On Tuesday afternoon, senior White House officials reached out to Sen. Orrin Hatch’s (R-UT) office with an urgent request. They needed the Utah Republican to put together a statement praising his former chief of staff and then-White House Staff Secretary Rob Porter.
At issue was a story that was about to pop from the British tabloid, the Daily Mail, in which two of Porter’s ex-wives detailed the emotional and physical abuse they endured by him.
The White House officials told Hatch’s office that the story was the product of a “smear campaign” being orchestrated against Porter by his political enemies. Among those they pinpointed was former Trump campaign manager (and current outside adviser to the president) Corey Lewandowski, according to two sources familiar with the conversations. Multiple White House staffers told Hatch himself that Lewandowski “was digging into Rob’s previous marriages,” recalled one source, who said Porter himself was among the officials who fingered Lewandowski.
Reached by phone on Thursday, Lewandowski flatly denied that he had anything to do with the allegations against Porter. “I’ve never had a bad word about Rob Porter,” he insisted. “I think he did a very good job, and I wish him the very best.” Lewandowski had, indeed, been speaking critically of Porter behind the scenes, as The Daily Beast previously reported. But he said he was surprised to learn that senior White House officials had implicated him in an alleged campaign to facilitate his ouster.
Hatch’s office ultimately sent the statement to the White House before the Daily Mail’s first story surfaced—and before, the source said, Hatch knew that his former staffer was being accused of physically assaulting his ex-wife, or that a story on the allegations was imminent. But Hatch largely stood by his sentiments the next day, when he encouraged Porter to “keep a stiff upper lip and work on his problems.”
By that point, Porter had already announced his resignation, making the frantic effort to save his job both moot and painfully tone deaf.
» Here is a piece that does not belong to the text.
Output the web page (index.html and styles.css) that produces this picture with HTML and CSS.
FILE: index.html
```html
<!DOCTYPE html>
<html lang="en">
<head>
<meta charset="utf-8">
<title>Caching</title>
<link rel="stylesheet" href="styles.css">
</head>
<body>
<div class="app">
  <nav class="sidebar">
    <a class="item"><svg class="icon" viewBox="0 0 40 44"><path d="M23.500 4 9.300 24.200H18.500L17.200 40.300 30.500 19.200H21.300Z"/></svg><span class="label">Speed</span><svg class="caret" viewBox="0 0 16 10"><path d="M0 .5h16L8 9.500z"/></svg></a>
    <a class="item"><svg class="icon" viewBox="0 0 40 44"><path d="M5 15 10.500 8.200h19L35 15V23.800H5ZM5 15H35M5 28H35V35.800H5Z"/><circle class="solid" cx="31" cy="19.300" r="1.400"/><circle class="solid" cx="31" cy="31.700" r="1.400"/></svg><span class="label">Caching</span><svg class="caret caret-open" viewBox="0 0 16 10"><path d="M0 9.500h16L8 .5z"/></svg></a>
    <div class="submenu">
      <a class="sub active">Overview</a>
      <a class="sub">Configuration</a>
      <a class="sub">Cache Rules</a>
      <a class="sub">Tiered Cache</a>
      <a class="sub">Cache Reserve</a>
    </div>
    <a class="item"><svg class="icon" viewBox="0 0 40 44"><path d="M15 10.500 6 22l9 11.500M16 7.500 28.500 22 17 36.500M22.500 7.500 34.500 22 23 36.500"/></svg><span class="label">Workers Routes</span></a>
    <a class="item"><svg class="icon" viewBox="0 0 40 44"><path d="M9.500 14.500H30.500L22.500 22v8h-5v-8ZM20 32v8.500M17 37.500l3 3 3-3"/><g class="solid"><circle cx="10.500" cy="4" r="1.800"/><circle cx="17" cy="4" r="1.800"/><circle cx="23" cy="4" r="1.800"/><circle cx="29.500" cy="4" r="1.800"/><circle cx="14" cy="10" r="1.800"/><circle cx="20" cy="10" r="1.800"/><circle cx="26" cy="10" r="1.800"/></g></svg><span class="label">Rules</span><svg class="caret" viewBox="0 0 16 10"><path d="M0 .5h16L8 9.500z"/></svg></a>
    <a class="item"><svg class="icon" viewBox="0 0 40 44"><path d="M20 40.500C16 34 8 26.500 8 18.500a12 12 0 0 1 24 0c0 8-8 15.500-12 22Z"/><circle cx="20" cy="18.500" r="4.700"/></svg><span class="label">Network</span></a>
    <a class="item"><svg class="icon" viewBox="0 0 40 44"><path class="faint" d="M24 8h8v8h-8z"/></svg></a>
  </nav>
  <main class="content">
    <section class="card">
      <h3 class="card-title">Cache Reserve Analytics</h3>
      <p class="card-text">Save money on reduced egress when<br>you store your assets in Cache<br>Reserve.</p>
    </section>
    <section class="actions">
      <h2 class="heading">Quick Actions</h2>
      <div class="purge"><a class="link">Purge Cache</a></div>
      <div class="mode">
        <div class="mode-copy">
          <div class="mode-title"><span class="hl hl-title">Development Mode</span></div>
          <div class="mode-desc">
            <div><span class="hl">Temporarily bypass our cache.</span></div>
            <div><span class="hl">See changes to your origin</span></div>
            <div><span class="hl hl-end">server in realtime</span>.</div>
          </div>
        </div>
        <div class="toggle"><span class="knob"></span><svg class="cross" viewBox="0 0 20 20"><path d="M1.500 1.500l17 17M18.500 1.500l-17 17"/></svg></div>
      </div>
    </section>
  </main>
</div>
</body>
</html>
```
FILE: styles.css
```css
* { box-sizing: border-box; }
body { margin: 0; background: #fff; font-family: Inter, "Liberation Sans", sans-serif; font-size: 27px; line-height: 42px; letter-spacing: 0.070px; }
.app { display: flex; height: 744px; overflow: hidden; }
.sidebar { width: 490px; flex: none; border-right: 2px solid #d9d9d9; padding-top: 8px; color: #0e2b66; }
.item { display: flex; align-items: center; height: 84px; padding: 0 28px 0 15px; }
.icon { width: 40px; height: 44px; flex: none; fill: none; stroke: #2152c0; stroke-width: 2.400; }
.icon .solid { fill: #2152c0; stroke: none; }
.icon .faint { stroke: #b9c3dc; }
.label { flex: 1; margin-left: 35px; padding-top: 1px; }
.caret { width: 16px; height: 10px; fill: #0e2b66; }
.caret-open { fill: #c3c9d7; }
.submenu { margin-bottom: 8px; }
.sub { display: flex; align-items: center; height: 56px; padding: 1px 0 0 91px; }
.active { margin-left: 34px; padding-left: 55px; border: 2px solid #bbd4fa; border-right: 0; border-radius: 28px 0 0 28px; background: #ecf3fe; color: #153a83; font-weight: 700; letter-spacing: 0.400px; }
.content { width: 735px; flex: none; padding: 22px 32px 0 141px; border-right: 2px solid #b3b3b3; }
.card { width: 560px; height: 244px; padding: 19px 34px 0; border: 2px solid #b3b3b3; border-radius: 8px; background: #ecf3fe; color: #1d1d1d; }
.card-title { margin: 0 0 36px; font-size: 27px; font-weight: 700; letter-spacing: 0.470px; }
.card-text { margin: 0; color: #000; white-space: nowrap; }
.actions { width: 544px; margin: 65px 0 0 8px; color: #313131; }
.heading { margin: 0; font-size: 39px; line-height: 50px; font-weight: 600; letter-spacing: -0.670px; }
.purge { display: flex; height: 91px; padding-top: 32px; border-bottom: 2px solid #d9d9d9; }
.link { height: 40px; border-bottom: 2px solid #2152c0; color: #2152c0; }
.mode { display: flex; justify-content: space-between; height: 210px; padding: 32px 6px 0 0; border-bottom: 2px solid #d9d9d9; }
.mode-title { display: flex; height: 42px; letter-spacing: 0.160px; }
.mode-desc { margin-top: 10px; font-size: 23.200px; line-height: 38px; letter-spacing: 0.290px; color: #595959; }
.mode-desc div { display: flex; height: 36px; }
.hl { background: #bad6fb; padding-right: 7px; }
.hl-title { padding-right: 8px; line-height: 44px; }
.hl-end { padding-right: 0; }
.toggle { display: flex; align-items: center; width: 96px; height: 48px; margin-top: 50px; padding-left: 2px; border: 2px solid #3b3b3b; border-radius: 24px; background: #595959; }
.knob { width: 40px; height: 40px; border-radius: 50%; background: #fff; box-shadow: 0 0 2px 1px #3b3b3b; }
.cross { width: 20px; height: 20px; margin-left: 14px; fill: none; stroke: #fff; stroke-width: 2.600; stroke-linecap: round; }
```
It also raised a series of questions for the White House over its handling of the matter. Chief among them being: How long did they know about Porter’s past and why, exactly, were they so eager to defend a credibly accused wife-beater that they petitioned the most senior member of the U.S. Senate to serve as a character witness?
Reached by The Daily Beast on Thursday, after a day of withering questions on just those topics, a White House official said only that, “The White House feels misled by Mr. Porter’s characterization of the [then] impending allegations from his ex-wives.”
The “mischaracterization” the Trump administration is now claiming it was fed by Porter is roughly same characterization apparently given to Team Hatch—that the allegations against Porter were primarily limited to “verbal” disputes and not physical altercations.
What the administration actually knew is just as much a question as when they knew it. According to a CNN report on Thursday night, the White House was aware for months about the accusations against Porter.
But it was only this week that they began to get wind that a story was brewing on the matter. Officials, eager to protect the high-ranking aide, quickly looked for ways to keep the lid on it.
In addition to reaching out to Hatch’s office to warn that it was being pushed by, among others, Lewandowski, the administration prepared statements of their own that gushed about Porter’s character and framed him as a integral part of the administration. When the Daily Mail story was published, the White House quickly recalibrated, holding meetings over how to handle the fallout. By that point, the website The Intercept had published photos of one of Porter’s ex-wives black eye—a product, she explained, of being punched in the face during a vacation.
By Wednesday, Porter had resigned.
At his inaugural press briefing on Thursday, White House deputy press secretary Raj Shah declined to answer specific questions about what West Wing staff knew about the allegations against Porter, or when they knew it. But he conceded that the White House’s reaction to the quickly unfolding scandal had been subpar.
“We all could have done better over the last few days in dealing with this situation,” Shah said, in what was characterized by several other senior Donald Trump aides and outside allies to The Daily Beast as a gross understatement.
Porter’s federal background check was still ongoing, Shah told reporters on Thursday, and while he did not deny that White House chief of staff John Kelly was generally familiar with the allegations, Shah said Kelly had only “fully” learned of those allegations from media reports.
Trump himself, Shah stressed, had no inkling of the allegations until they surfaced in the press on Tuesday.
The president, for his part, was deeply displeased with how his staff had handled this latest self-inflicted crisis. According to two sources with direct knowledge, Trump began commenting in the West Wing about how awful press coverage had been of the Porter scandal and “how terrible” it looked that the White House was forced to back down and—in a jarringly uncharacteristic move from Trump-world—ultimately cop to a grave error.